| COLLECTED MATERIAL |
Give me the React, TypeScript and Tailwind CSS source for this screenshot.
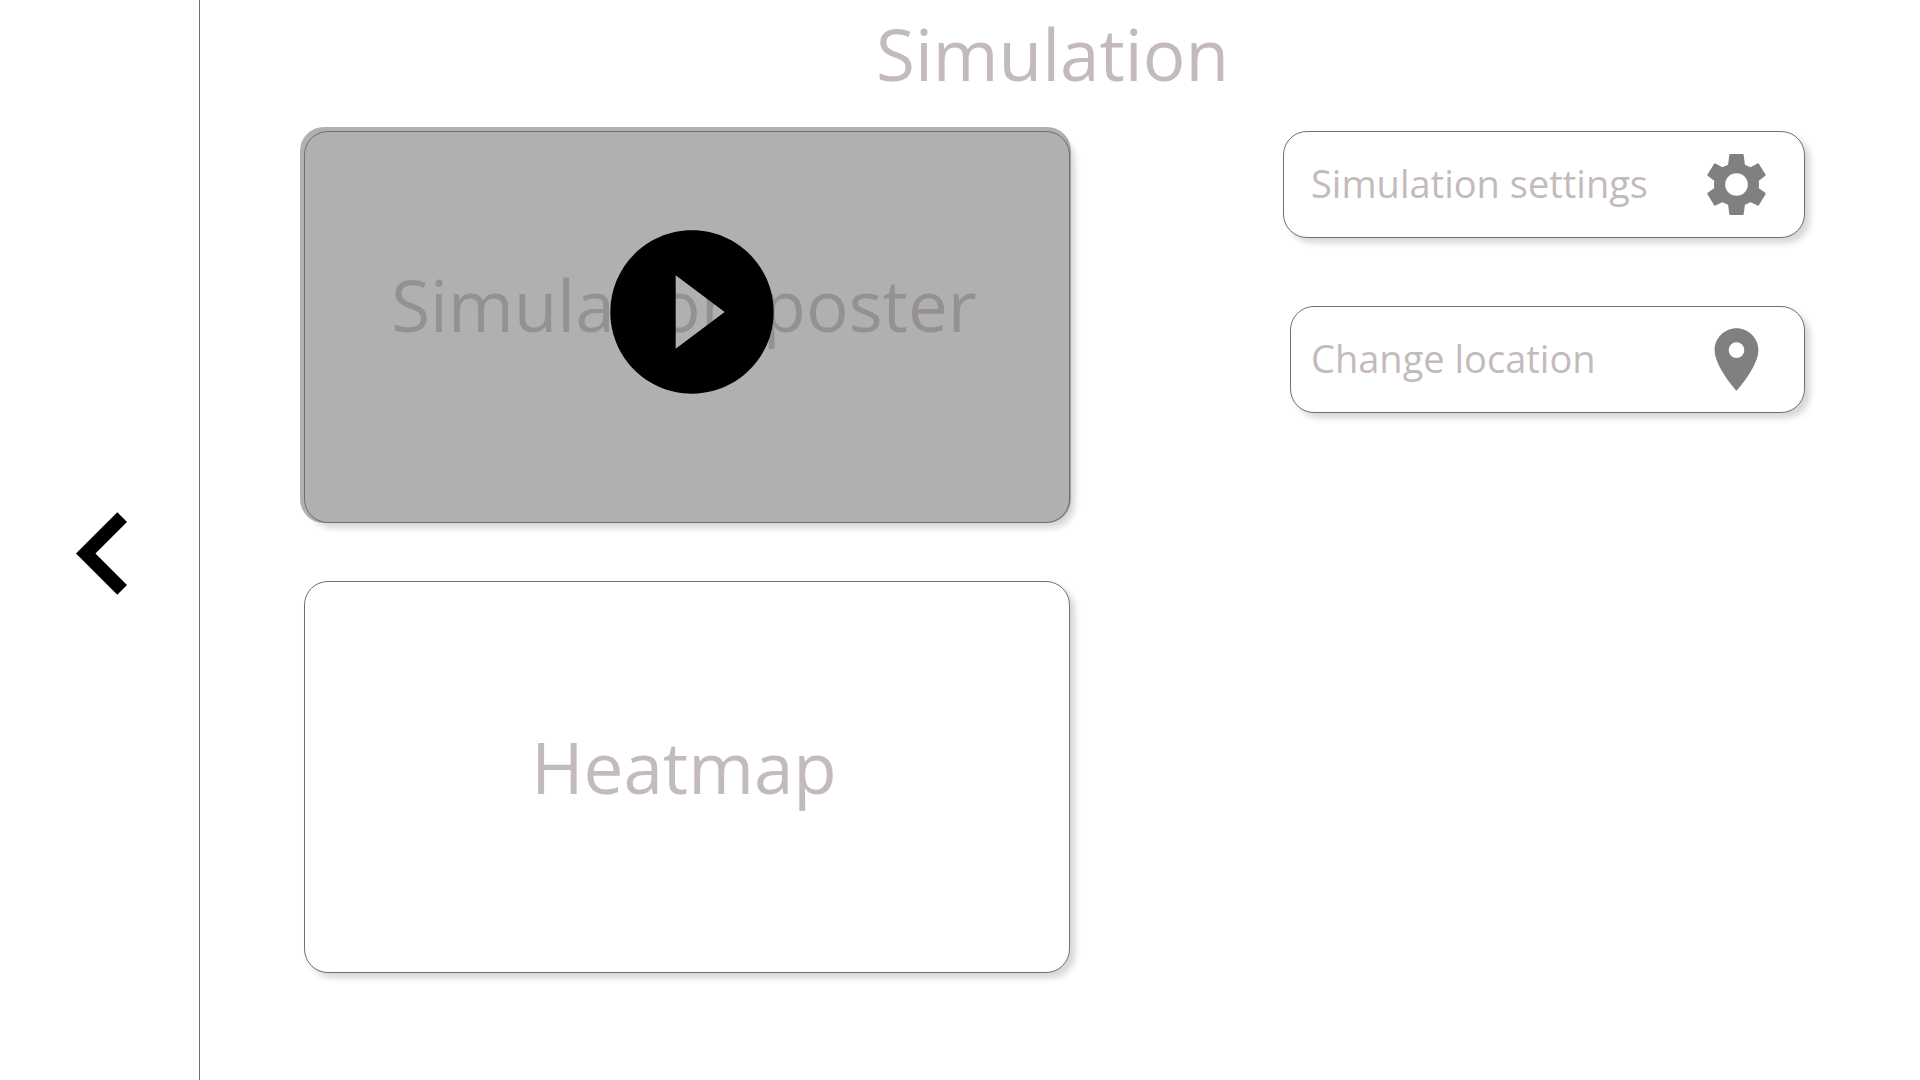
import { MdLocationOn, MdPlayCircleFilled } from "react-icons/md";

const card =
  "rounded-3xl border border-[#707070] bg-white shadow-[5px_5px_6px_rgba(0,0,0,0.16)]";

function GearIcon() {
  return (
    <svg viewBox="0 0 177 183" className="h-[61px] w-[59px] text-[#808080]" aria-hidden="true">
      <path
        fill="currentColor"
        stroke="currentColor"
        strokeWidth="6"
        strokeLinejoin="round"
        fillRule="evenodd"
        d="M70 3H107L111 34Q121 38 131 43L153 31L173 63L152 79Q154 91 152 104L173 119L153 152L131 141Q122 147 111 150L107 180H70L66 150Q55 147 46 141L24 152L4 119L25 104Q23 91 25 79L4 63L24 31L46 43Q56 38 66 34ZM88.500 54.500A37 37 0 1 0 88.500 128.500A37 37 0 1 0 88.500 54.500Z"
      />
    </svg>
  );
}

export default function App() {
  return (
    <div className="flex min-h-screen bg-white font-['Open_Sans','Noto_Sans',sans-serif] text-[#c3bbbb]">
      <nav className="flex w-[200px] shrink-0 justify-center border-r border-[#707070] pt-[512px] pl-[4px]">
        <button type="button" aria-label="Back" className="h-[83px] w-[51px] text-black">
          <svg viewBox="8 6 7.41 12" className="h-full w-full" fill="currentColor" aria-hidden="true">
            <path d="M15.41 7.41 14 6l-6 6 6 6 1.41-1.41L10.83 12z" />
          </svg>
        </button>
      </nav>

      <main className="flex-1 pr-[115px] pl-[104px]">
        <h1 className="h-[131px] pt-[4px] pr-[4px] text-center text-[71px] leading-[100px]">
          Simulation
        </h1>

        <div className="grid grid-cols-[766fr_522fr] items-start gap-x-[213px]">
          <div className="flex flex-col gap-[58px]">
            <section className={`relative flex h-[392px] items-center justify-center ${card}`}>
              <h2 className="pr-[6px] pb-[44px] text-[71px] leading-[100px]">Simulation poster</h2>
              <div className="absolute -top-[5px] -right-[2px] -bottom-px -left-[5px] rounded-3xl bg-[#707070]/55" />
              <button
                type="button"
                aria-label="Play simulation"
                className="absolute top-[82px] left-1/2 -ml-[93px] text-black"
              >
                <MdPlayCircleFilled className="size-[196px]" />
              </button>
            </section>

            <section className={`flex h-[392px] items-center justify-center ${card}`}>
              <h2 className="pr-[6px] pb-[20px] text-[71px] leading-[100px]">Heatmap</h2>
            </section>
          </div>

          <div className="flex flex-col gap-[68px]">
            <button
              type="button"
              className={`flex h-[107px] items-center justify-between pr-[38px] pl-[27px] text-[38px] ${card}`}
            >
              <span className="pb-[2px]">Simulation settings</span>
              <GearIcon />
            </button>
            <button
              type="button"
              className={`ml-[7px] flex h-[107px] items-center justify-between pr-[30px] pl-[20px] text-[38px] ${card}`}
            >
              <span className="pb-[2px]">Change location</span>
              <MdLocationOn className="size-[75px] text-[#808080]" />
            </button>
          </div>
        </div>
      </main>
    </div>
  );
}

| REQUEST |
Return all of the data exactly as written, and drop the pictures.

| COMPLETED TASK |
Give me the React, TypeScript and Tailwind CSS source for this screenshot.
import { MdLocationOn, MdPlayCircleFilled } from "react-icons/md";

const card =
  "rounded-3xl border border-[#707070] bg-white shadow-[5px_5px_6px_rgba(0,0,0,0.16)]";

function GearIcon() {
  return (
    <svg viewBox="0 0 177 183" className="h-[61px] w-[59px] text-[#808080]" aria-hidden="true">
      <path
        fill="currentColor"
        stroke="currentColor"
        strokeWidth="6"
        strokeLinejoin="round"
        fillRule="evenodd"
        d="M70 3H107L111 34Q121 38 131 43L153 31L173 63L152 79Q154 91 152 104L173 119L153 152L131 141Q122 147 111 150L107 180H70L66 150Q55 147 46 141L24 152L4 119L25 104Q23 91 25 79L4 63L24 31L46 43Q56 38 66 34ZM88.500 54.500A37 37 0 1 0 88.500 128.500A37 37 0 1 0 88.500 54.500Z"
      />
    </svg>
  );
}

export default function App() {
  return (
    <div className="flex min-h-screen bg-white font-['Open_Sans','Noto_Sans',sans-serif] text-[#c3bbbb]">
      <nav className="flex w-[200px] shrink-0 justify-center border-r border-[#707070] pt-[512px] pl-[4px]">
        <button type="button" aria-label="Back" className="h-[83px] w-[51px] text-black">
          <svg viewBox="8 6 7.41 12" className="h-full w-full" fill="currentColor" aria-hidden="true">
            <path d="M15.41 7.41 14 6l-6 6 6 6 1.41-1.41L10.83 12z" />
          </svg>
        </button>
      </nav>

      <main className="flex-1 pr-[115px] pl-[104px]">
        <h1 className="h-[131px] pt-[4px] pr-[4px] text-center text-[71px] leading-[100px]">
          Simulation
        </h1>

        <div className="grid grid-cols-[766fr_522fr] items-start gap-x-[213px]">
          <div className="flex flex-col gap-[58px]">
            <section className={`relative flex h-[392px] items-center justify-center ${card}`}>
              <h2 className="pr-[6px] pb-[44px] text-[71px] leading-[100px]">Simulation poster</h2>
              <div className="absolute -top-[5px] -right-[2px] -bottom-px -left-[5px] rounded-3xl bg-[#707070]/55" />
              <button
                type="button"
                aria-label="Play simulation"
                className="absolute top-[82px] left-1/2 -ml-[93px] text-black"
              >
                <MdPlayCircleFilled className="size-[196px]" />
              </button>
            </section>

            <section className={`flex h-[392px] items-center justify-center ${card}`}>
              <h2 className="pr-[6px] pb-[20px] text-[71px] leading-[100px]">Heatmap</h2>
            </section>
          </div>

          <div className="flex flex-col gap-[68px]">
            <button
              type="button"
              className={`flex h-[107px] items-center justify-between pr-[38px] pl-[27px] text-[38px] ${card}`}
            >
              <span className="pb-[2px]">Simulation settings</span>
              <GearIcon />
            </button>
            <button
              type="button"
              className={`ml-[7px] flex h-[107px] items-center justify-between pr-[30px] pl-[20px] text-[38px] ${card}`}
            >
              <span className="pb-[2px]">Change location</span>
              <MdLocationOn className="size-[75px] text-[#808080]" />
            </button>
          </div>
        </div>
      </main>
    </div>
  );
}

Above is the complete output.